Aim:
In how many lines does the string "that" appear? Answer with the number only.

Dataset excerpt:
--- start ---
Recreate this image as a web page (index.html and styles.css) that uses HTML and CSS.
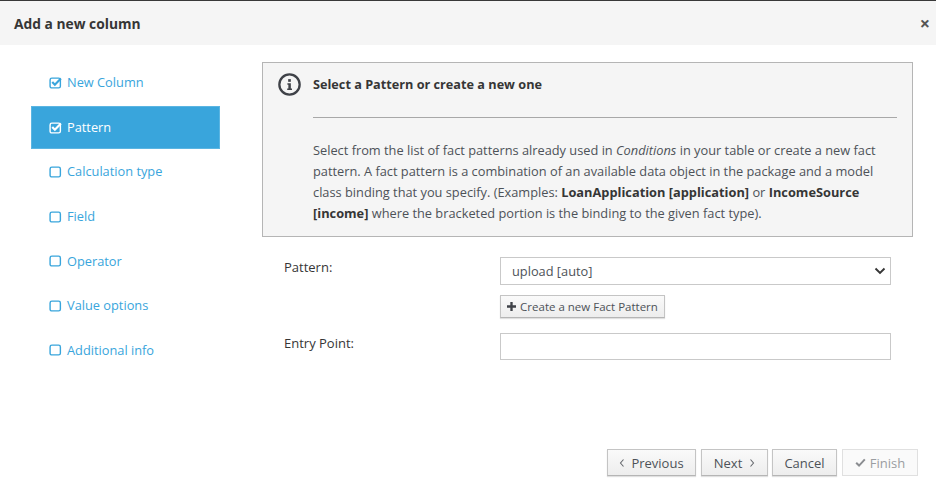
FILE: index.html
```html
<!DOCTYPE html>
<html lang="en">
<head>
<meta charset="utf-8">
<title>Add a new column</title>
<link rel="stylesheet" href="styles.css">
</head>
<body>
<div class="modal">
  <header class="modal-header">
    <h1 class="modal-title">Add a new column</h1>
    <span class="close">×</span>
  </header>
  <div class="modal-body">
    <nav class="steps">
      <a class="step"><svg class="check" viewBox="0 0 12 12"><rect x="1" y="2" width="9.5" height="9" rx="1.6" class="box"/><path d="M3 5.6l2.4 2.5L11 2.4" class="tick"/></svg><span>New Column</span></a>
      <a class="step active"><svg class="check" viewBox="0 0 12 12"><rect x="1" y="2" width="9.5" height="9" rx="1.6" class="box"/><path d="M3 5.6l2.4 2.5L11 2.4" class="tick"/></svg><span>Pattern</span></a>
      <a class="step"><svg class="check" viewBox="0 0 12 12"><rect x="1" y="2" width="9.5" height="9" rx="1.6" class="box"/></svg><span>Calculation type</span></a>
      <a class="step"><svg class="check" viewBox="0 0 12 12"><rect x="1" y="2" width="9.5" height="9" rx="1.6" class="box"/></svg><span>Field</span></a>
      <a class="step"><svg class="check" viewBox="0 0 12 12"><rect x="1" y="2" width="9.5" height="9" rx="1.6" class="box"/></svg><span>Operator</span></a>
      <a class="step"><svg class="check" viewBox="0 0 12 12"><rect x="1" y="2" width="9.5" height="9" rx="1.6" class="box"/></svg><span>Value options</span></a>
      <a class="step"><svg class="check" viewBox="0 0 12 12"><rect x="1" y="2" width="9.5" height="9" rx="1.6" class="box"/></svg><span>Additional info</span></a>
    </nav>
    <main class="content">
      <section class="info">
        <svg class="info-icon" viewBox="0 0 24 24"><circle cx="12" cy="12" r="10.6" class="ring"/><rect x="10.6" y="6.4" width="2.8" height="2.8" class="dot"/><path d="M9.8 10.6h3.6v5.6h1.2v1.6H9.6v-1.6h1.2v-4H9.8z" class="dot"/></svg>
        <div class="info-main">
          <h2 class="info-title">Select a Pattern or create a new one</h2>
          <hr class="rule">
          <p class="info-text">Select from the list of fact patterns already used in <em>Conditions</em> in your table or create a new fact pattern. A fact pattern is a combination of an available data object in the package and a model class binding that you specify. (Examples: <b>LoanApplication [application]</b> or <b>IncomeSource [income]</b> where the bracketed portion is the binding to the given fact type).</p>
        </div>
      </section>
      <form class="form">
        <label class="label label-pattern">Pattern:</label>
        <div class="field">
          <div class="select"><span>upload [auto]</span><svg class="caret" viewBox="0 0 12 8"><path d="M1.5 1.5L6 6l4.5-4.5"/></svg></div>
          <button type="button" class="btn btn-small"><svg class="plus" viewBox="0 0 10 10"><path d="M3.7 0h2.6v3.7H10v2.6H6.3V10H3.7V6.3H0V3.7h3.7z"/></svg>Create a new Fact Pattern</button>
        </div>
        <label class="label label-entry">Entry Point:</label>
        <div class="input"></div>
      </form>
      <footer class="actions">
        <button type="button" class="btn btn-prev"><svg class="chev" viewBox="0 0 6 10"><path d="M4.5 1.5L1.5 5l3 3.5"/></svg>Previous</button>
        <button type="button" class="btn btn-next">Next<svg class="chev chev-next" viewBox="0 0 6 10"><path d="M1.5 1.5l3 3.5-3 3.5"/></svg></button>
        <button type="button" class="btn btn-cancel">Cancel</button>
        <button type="button" class="btn btn-disabled"><svg class="tick-icon" viewBox="0 0 12 10"><path d="M1.2 5.2l3.2 3.2 6.4-6.8"/></svg>Finish</button>
      </footer>
    </main>
  </div>
</div>
</body>
</html>
```
FILE: styles.css
```css
* { box-sizing: border-box; }
html, body { margin: 0; padding: 0; }
body {
  width: 936px;
  height: 488px;
  overflow: hidden;
  background: #fff;
  color: #363636;
  font-family: "Open Sans", sans-serif;
  font-size: 13px;
}
.modal { height: 488px; display: flex; flex-direction: column; border-top: 1px solid #393939; }
.modal-header {
  height: 44px;
  flex: none;
  background: #f5f5f5;
  display: flex;
  align-items: center;
  justify-content: space-between;
  padding: 0 6px 0 14px;
}
.modal-title { margin: 0; font-size: 13.8px; font-weight: 700; color: #363636; }
.close { font-size: 18px; font-weight: 700; color: #555; line-height: 1; }
.modal-body { flex: 1; display: flex; min-height: 0; }
.steps { width: 262px; flex: none; padding: 15px 42px 0 31px; display: flex; flex-direction: column; }
.step {
  height: 44.6px;
  display: flex;
  align-items: center;
  gap: 5px;
  padding-left: 18px;
  color: #39a5dc;
  font-size: 12.8px;
}
.step.active { background: #39a5dc; color: #fff; border: 1px solid #5bb5e2; padding-left: 17px; height: 43px; margin: 1px 0 0.6px; }
.check { width: 13px; height: 13px; flex: none; }
.box { fill: none; stroke: currentColor; stroke-width: 1.3; }
.tick { fill: none; stroke: currentColor; stroke-width: 2; }
.content { flex: 1; padding: 17px 23px 0 0; display: flex; flex-direction: column; min-width: 0; }
.info {
  height: 175px;
  flex: none;
  display: flex;
  gap: 12px;
  padding: 10px 15px 0 15px;
  background: #f5f5f5;
  border: 1px solid #b5b5b5;
}
.info-icon { width: 23px; height: 23px; flex: none; }
.ring { fill: none; stroke: #3f4248; stroke-width: 2.4; }
.dot { fill: #3f4248; }
.info-main { flex: 1; min-width: 0; }
.info-title { margin: 0; font-size: 12.7px; font-weight: 700; line-height: 22px; color: #363636; }
.rule { margin: 22px 0 0; border: 0; border-top: 1px solid #a8a8a8; }
.info-text { margin: 22px 0 0; font-size: 12.8px; line-height: 21px; color: #4d5258; }
.info-text b { color: #363636; font-weight: 700; }
.form {
  display: grid;
  grid-template-columns: 216px 391px;
  padding: 20px 0 0 22px;
  row-gap: 15px;
}
.label { font-size: 13px; color: #363636; line-height: 18px; }
.label-pattern { padding-top: 1px; }
.label-entry { padding-top: 1px; }
.field { display: flex; flex-direction: column; align-items: flex-start; gap: 10px; }
.select, .input {
  width: 391px;
  border: 1px solid #c9c9c9;
  background: #fff;
}
.select {
  height: 28px;
  display: flex;
  align-items: center;
  justify-content: space-between;
  padding: 0 4px 0 11px;
  color: #4d5258;
  font-size: 12.8px;
}
.input { height: 27px; }
.caret { width: 12px; height: 8px; fill: none; stroke: #363636; stroke-width: 1.9; }
.btn {
  height: 27px;
  font-family: "Open Sans", sans-serif;
  font-size: 13px;
  color: #4d5258;
  background: linear-gradient(#fafafa, #ededed);
  border: 1px solid #c4c4c4;
  border-bottom-color: #b5b5b5;
  box-shadow: 0 1px 1px rgba(0,0,0,.12);
  padding: 0;
  display: inline-flex;
  align-items: center;
  justify-content: center;
}
.btn-small { height: 23px; width: 165px; font-size: 11.5px; }
.btn-prev { width: 89px; }
.btn-next { width: 67px; margin-left: 1px; }
.btn-cancel { width: 65px; }
.plus { width: 9px; height: 9px; margin-right: 4px; fill: #3f4248; }
.actions { margin-top: auto; padding: 0 0 12px 0; display: flex; justify-content: flex-end; gap: 4px; margin-right: -5px; }
.chev { width: 6px; height: 10px; fill: none; stroke: #66696e; stroke-width: 1.1; margin-right: 6px; }
.chev-next { margin: 0 0 0 7px; }
.btn-disabled { width: 76px; background: #fafafa; color: #9a9da1; border-color: #e0e0e0; box-shadow: none; margin-left: 1px; }
.tick-icon { width: 11px; height: 9px; fill: none; stroke: #8b8d91; stroke-width: 2.2; margin-right: 4px; }
```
--- end ---
Written response:
2